→ **WRITTEN PROBLEM**
Wherever the string "React" appears in the listing, copy that line.

→ **Interface markup and scripts**

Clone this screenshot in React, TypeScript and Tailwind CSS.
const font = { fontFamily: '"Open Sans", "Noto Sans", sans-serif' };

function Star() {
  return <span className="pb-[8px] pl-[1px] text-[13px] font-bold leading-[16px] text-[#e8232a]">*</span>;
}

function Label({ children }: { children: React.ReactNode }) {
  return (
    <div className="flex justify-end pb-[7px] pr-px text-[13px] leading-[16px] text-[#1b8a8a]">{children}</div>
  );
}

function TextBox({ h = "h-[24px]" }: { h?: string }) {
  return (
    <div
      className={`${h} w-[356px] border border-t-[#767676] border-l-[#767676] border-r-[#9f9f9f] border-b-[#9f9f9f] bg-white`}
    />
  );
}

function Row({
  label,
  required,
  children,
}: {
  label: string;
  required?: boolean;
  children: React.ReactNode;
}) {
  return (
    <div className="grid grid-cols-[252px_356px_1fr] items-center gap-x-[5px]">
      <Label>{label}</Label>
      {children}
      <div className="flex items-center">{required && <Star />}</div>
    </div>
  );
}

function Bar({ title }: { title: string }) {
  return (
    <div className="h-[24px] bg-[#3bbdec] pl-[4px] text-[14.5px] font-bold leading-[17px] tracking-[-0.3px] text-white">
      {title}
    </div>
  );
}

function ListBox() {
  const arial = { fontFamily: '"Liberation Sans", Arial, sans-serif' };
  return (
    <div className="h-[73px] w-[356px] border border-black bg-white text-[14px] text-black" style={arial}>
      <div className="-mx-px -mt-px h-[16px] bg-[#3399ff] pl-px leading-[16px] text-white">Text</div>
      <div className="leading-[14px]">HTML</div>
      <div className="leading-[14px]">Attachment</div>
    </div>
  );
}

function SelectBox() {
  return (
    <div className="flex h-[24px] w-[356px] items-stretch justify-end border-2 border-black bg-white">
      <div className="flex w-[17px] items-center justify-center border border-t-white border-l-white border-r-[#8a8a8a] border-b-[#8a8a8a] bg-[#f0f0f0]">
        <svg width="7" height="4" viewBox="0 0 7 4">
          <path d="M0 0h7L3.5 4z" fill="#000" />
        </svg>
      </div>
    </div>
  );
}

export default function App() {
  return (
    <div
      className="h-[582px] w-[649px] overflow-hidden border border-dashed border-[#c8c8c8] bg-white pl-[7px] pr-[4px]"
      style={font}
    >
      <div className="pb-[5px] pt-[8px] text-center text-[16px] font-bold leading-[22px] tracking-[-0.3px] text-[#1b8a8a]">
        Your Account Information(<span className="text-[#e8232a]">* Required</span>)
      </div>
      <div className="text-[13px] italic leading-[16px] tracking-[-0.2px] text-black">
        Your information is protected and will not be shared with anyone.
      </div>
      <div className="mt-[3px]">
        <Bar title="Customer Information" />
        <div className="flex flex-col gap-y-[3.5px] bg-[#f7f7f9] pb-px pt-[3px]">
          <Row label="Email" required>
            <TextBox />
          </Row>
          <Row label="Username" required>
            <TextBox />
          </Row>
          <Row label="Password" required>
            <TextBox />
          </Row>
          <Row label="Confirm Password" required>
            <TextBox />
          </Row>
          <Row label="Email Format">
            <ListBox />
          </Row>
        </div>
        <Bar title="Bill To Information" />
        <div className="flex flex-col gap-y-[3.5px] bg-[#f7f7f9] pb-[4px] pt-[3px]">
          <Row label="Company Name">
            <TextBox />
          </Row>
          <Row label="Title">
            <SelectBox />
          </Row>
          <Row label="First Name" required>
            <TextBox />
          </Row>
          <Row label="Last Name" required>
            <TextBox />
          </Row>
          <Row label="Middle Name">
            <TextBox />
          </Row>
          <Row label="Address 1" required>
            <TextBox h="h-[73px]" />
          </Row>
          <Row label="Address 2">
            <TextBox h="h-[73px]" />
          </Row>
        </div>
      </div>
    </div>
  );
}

---

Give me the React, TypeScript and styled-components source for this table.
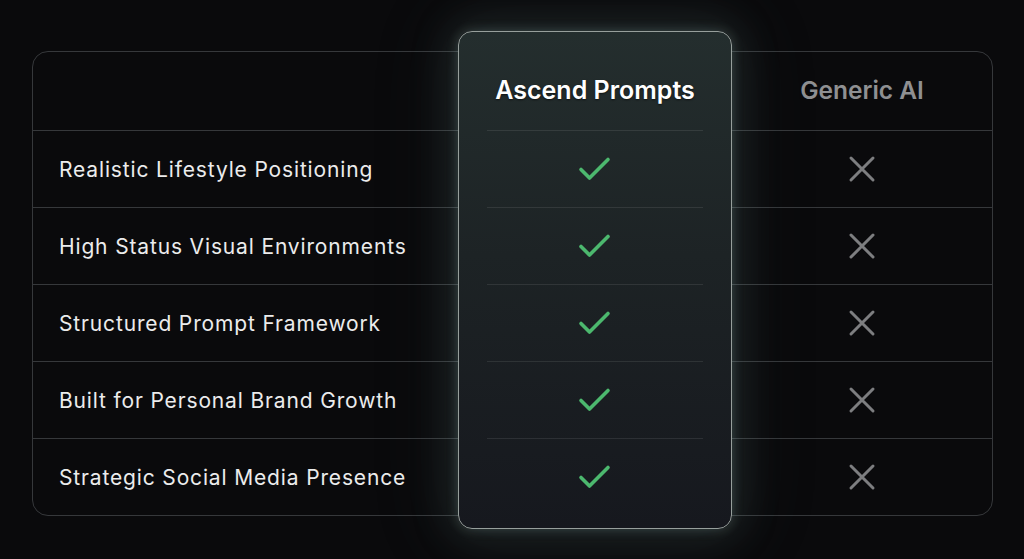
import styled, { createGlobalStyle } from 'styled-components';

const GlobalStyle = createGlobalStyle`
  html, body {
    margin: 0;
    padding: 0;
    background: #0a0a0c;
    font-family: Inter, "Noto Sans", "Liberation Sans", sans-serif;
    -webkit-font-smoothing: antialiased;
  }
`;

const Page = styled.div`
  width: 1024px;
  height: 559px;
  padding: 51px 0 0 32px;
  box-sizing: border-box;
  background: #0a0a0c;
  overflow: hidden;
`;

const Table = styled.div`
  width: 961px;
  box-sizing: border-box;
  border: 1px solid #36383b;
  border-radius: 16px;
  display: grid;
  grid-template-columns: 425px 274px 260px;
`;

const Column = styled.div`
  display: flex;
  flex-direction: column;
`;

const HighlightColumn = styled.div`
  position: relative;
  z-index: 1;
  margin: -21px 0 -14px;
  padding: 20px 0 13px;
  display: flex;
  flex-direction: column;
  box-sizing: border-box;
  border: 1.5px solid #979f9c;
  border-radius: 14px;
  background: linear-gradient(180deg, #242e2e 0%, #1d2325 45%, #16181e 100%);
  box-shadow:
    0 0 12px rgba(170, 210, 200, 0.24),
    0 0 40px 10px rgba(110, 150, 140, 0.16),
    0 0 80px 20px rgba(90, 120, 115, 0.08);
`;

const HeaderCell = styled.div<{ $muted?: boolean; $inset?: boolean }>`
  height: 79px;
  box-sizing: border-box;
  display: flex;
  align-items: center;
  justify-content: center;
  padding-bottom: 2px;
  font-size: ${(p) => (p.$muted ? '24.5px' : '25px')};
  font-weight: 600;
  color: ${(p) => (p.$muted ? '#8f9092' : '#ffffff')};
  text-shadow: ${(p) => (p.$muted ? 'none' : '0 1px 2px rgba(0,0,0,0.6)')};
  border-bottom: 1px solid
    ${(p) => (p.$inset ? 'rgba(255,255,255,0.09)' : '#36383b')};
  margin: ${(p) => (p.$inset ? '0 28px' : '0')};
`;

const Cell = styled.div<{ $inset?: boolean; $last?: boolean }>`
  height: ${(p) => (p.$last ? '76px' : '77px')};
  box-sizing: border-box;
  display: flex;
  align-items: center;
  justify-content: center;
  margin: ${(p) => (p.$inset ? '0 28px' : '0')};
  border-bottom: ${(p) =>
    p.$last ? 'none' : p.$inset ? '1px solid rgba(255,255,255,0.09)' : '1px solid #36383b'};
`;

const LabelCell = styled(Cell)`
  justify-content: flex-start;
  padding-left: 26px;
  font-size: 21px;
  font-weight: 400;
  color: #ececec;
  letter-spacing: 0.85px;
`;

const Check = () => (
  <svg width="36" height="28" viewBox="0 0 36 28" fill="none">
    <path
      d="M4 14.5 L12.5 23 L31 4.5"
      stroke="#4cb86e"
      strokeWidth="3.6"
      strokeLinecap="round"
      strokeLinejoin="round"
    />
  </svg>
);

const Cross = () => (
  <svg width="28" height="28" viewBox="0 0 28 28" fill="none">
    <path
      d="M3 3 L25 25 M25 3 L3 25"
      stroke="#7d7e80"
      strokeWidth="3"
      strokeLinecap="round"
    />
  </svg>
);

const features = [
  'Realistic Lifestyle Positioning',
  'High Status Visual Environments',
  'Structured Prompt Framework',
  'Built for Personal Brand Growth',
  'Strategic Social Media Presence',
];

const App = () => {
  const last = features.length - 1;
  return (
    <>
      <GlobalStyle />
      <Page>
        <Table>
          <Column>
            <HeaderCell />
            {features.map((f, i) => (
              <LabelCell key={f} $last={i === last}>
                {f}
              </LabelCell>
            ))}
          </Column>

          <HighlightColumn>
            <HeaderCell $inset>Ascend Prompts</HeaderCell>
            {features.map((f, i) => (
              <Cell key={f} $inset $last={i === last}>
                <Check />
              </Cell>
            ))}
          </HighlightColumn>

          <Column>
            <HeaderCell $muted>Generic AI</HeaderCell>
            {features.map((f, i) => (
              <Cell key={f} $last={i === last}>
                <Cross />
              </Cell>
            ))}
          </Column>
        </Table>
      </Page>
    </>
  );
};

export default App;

→ **SOLUTION BELOW**
Clone this screenshot in React, TypeScript and Tailwind CSS.
function Label({ children }: { children: React.ReactNode }) {
  children: React.ReactNode;
Give me the React, TypeScript and styled-components source for this table.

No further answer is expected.